Anita Blake, Vampire Hunter Colletion_ Books 6-10 - Laurell K. Hamilton [394]
Trolls were the first protected species in America. The Greater Smokey Mountain Troll was not protected. It was hunted to extinction; but then, it pulled up large trees and beat the tourists to death and sucked the marrow from their bones. Hard to get good press that way.
There was still a troll society called Peter’s Friends. Even though it was illegal to kill trolls, any trolls, for any reason, it still happened. Hunters poached them. Though staring into those too-human faces, I don’t know how they did it. Not just for a trophy.
Richard stepped out of the bathroom in a rush of warm air. He was still wearing the jeans, but now there was a towel on his head and a blow-dryer in one hand. He had rewet his hair, though he seemed to have gotten all of him in the shower to do it. Mercifully, he’d dried his chest and arms off. His arms looked amazingly strong. I knew he could have tossed around small elephants, regardless of how muscular he looked, but the muscles helped remind me. Physically, he was a pleasure to gaze upon. But it made me wonder why he’d been spending the extra time on his body. Richard didn’t usually sweat that kind of thing.
I pointed at the pictures. “These are great.” I smiled and meant it. Once upon a time, I’d envisioned spending my life in the field doing this kind of work. A sort of preternatural Jane Goodall. Though truthfully, primates hadn’t been my main area of interest. Dragons, maybe, or lake monsters. Nothing that wouldn’t eat me if it got the chance. But that had been long ago before Bert, my boss, recruited me to raise the dead and slay vampires. Sometimes, even though Richard was older than I was by three years, he made me feel old. He was still trying to have a life amid all the strange shit. I’d given up on anything but the strange shit. You couldn’t do both equally well—or I couldn’t.

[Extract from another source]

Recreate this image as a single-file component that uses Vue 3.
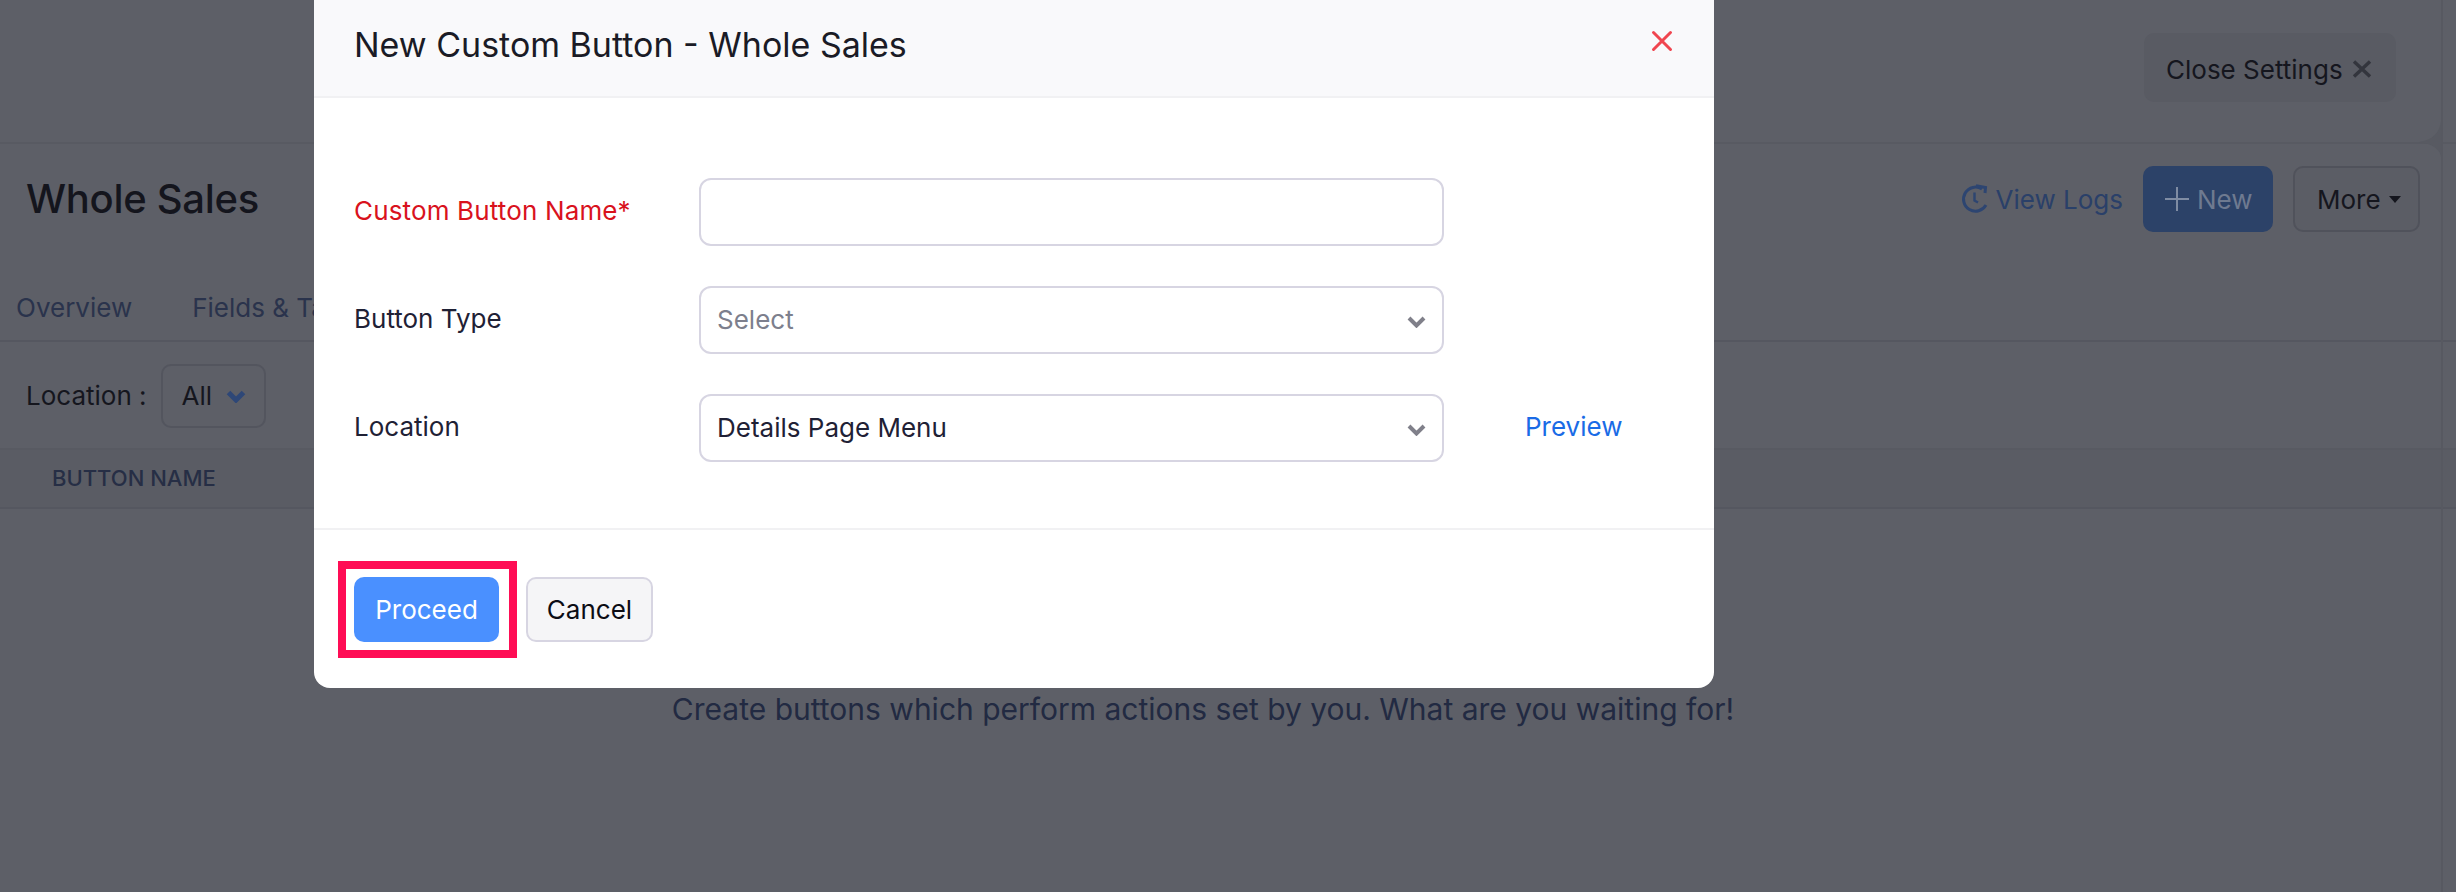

“I’ll take you up to see them, if you’d like,” he said.
“I’d love to, if it wouldn’t upset the trolls.”
“They’re pretty accustomed to visitors. Carrie—Dr. Onslow—has started allowing small groups of tourists to come and take pictures.”
He’d mentioned a Carrie in the same breath with Lucy. Was this the same woman? “Are you guys that hard up for money?” I asked.
He sat down on the side of the bed and plugged in the blow-dryer. “You’re always short of money on a project like this, but it’s not money we need. It’s good press.”
I frowned at him. “Why do you need good press?”
“Have you been reading the newspaper lately?” he asked. He removed the towel from his head. His hair was dark and brown with moisture, heavy, as if there was still water to be squeezed from it.
“You know I don’t read the newspaper.”
“You didn’t own a television, either, but you do now.”
I leaned my butt against the edge of his desk, as far away from him as I could get and not leave the room. I’d bought the television so that he and I could watch old movies and videos.
“I don’t watch much televison anymore.”
“Jean-Claude not a fan of muscials?” Richard asked, and there was that edge to his voice that I’d heard in the last few weeks: angry, jealous, hurt, cruel.
It was almost a relief to hear it. His anger made everything easier. “Jean-Claude’s not much of a watcher. He’s more a doer.”
Richard’s face thinned out, anger making his high, sculpted cheekbones stand out underneath his skin. “Lucy isn’t much of a watcher, either,” he said, voice low and careful.
I laughed, and it wasn’t a happy sound. “Thanks for making this easier, Richard.”
He stared down at the floor, his wet hair tucked to one side so his face was in full profile. “I don’t want to fight, Anita. I really don’t.”